Ask a longtime Delray resident what happens downtown in July and you'll hear some version of the same shrug. The snowbirds are gone, the Avenue empties out by nine, and the calendar looks like a formality until October. That has been mostly true for a decade. It is not true this month.

July 2026 is the first summer in a while where the free programming at Old School Square lines up with a genuinely new dining ring around it. The events themselves aren't new. The restaurants you can walk to before and after them mostly are. That combination is the reason to leave the house on a Tuesday.

The three nights actually worth the walk

The Delray Beach DDA's summer program, #LoveDelray Feel Good Summer, runs June 1 through August 31, and most of it is background noise until you look at the specific July dates. Three stand out:

  • Wednesday, July 22 — Art & Jazz on the Avenue, 6:00 to 9:30 PM. A DDA signature event that closes portions of Atlantic Avenue to cars and puts live music at multiple points along the corridor.
  • Friday, July 24 — Free Sunset Concert, 5 to 9 PM, music from 6. A tribute to Boston and Forever Foreigner on the Old School Square outdoor stage.
  • Tuesday, July 28 — Full Moon Yoga and Ecstatic Night Under the Stars, 6:30 to 9:30 PM. Also at Old School Square, and the closest thing downtown has to a resident-only ritual right now.

Three free nights in seven days, all anchored to the same two blocks. Even in high season the DDA does not usually cluster its outdoor programming this tightly. In the quiet season it is unusual enough to plan around.

Why Old School Square is doing the heavy lifting this summer

Old School Square is Downtown Delray's cultural anchor, with its vintage school buildings now housing a fine art museum, an art school, event spaces, and a lively outdoor stage. That outdoor stage is what matters in July. It is the venue that lets the DDA book free concerts and yoga nights without needing a ticketed room, and it is walkable from every corner of the downtown grid.

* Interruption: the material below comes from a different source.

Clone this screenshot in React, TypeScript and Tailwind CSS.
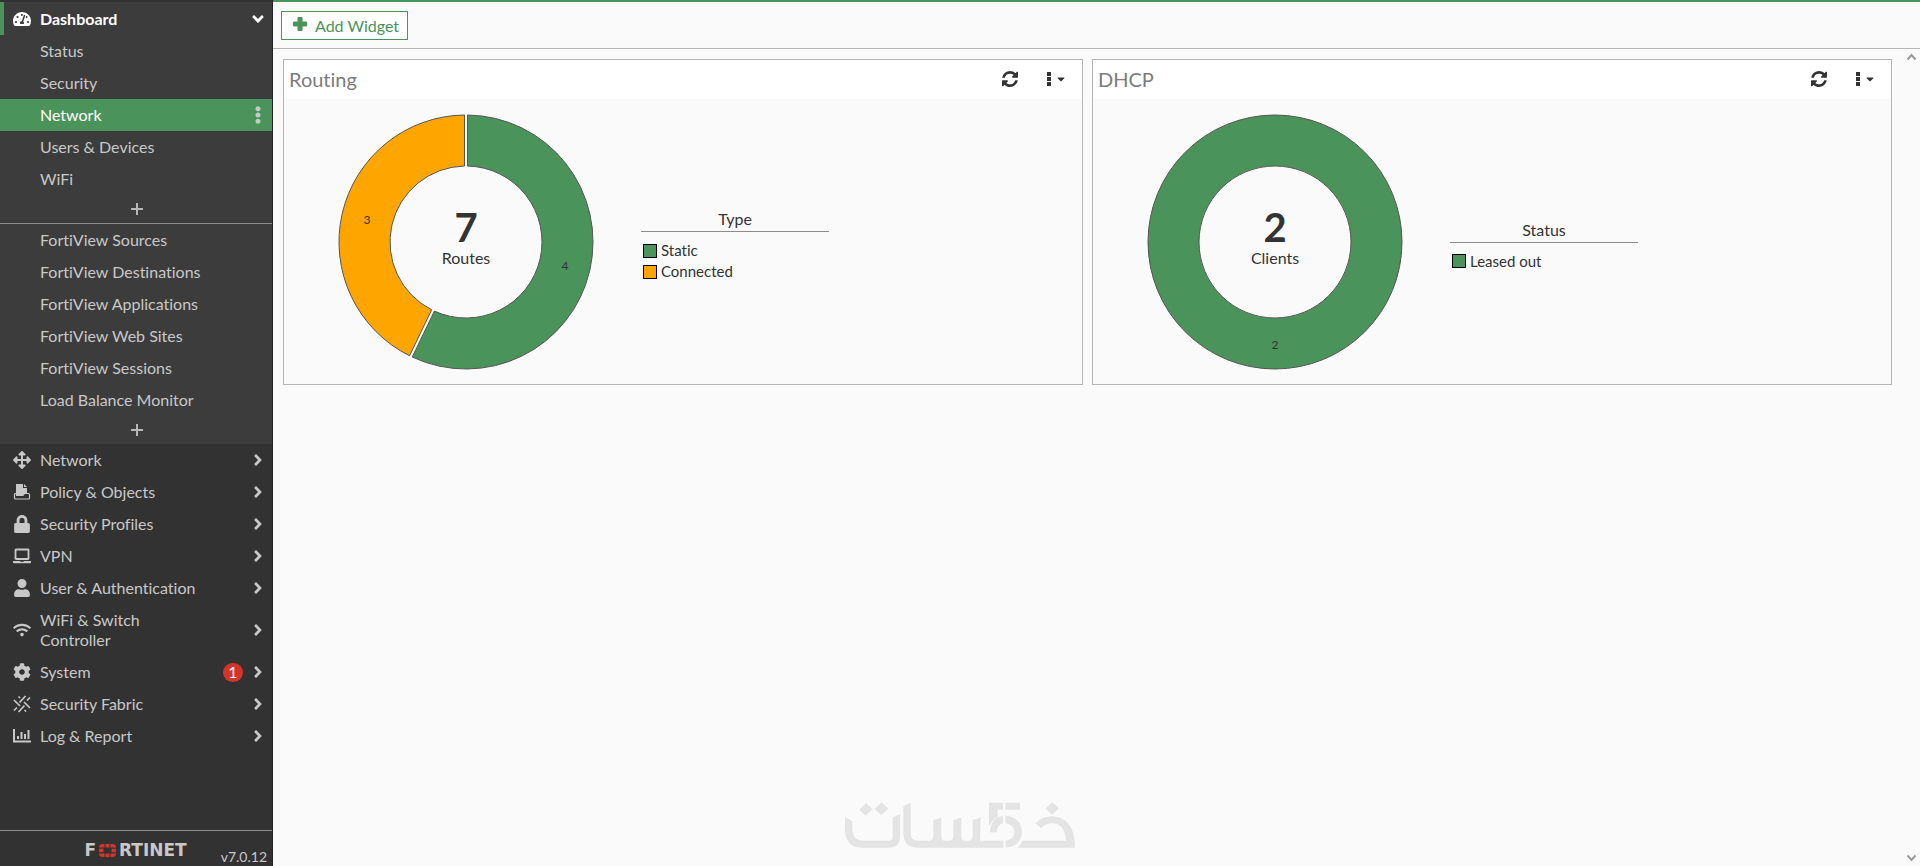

The site has spent the past few seasons rebuilding its programming cadence after a long stretch of uncertainty over its operator. What residents are getting in July 2026 is the payoff: a stage that is booked on weeknights, not just Saturdays, and events priced for the people who live within a mile of it rather than the ones flying in for high season.

The dining ring that wasn't here last July

Ten years ago your options before an Old School Square concert were the same four Atlantic Avenue standbys. That is no longer the shape of the block. Downtown Delray has quietly reorganized around three distinct food nodes, all within a comfortable walk of the stage.

West of Swinton, at Sundy Village. Barcelona Wine Bar was the first restaurant to open at Sundy Village, on the corner of Swinton and Atlantic. It runs a tapas format with a Spanish-heavy wine program and a cocktail menu that includes zero-proof options and gin and tonics built around three Spanish regions. The room is quiet on a Tuesday, which is exactly what you want before Full Moon Yoga. Sundy Village is also where Drinking Pig BBQ is landing later in 2026, blending oak-smoked meats with Caribbean and Asian influences, and where Maman, the French café brand, is bringing pastries and light fare into an airy daytime room.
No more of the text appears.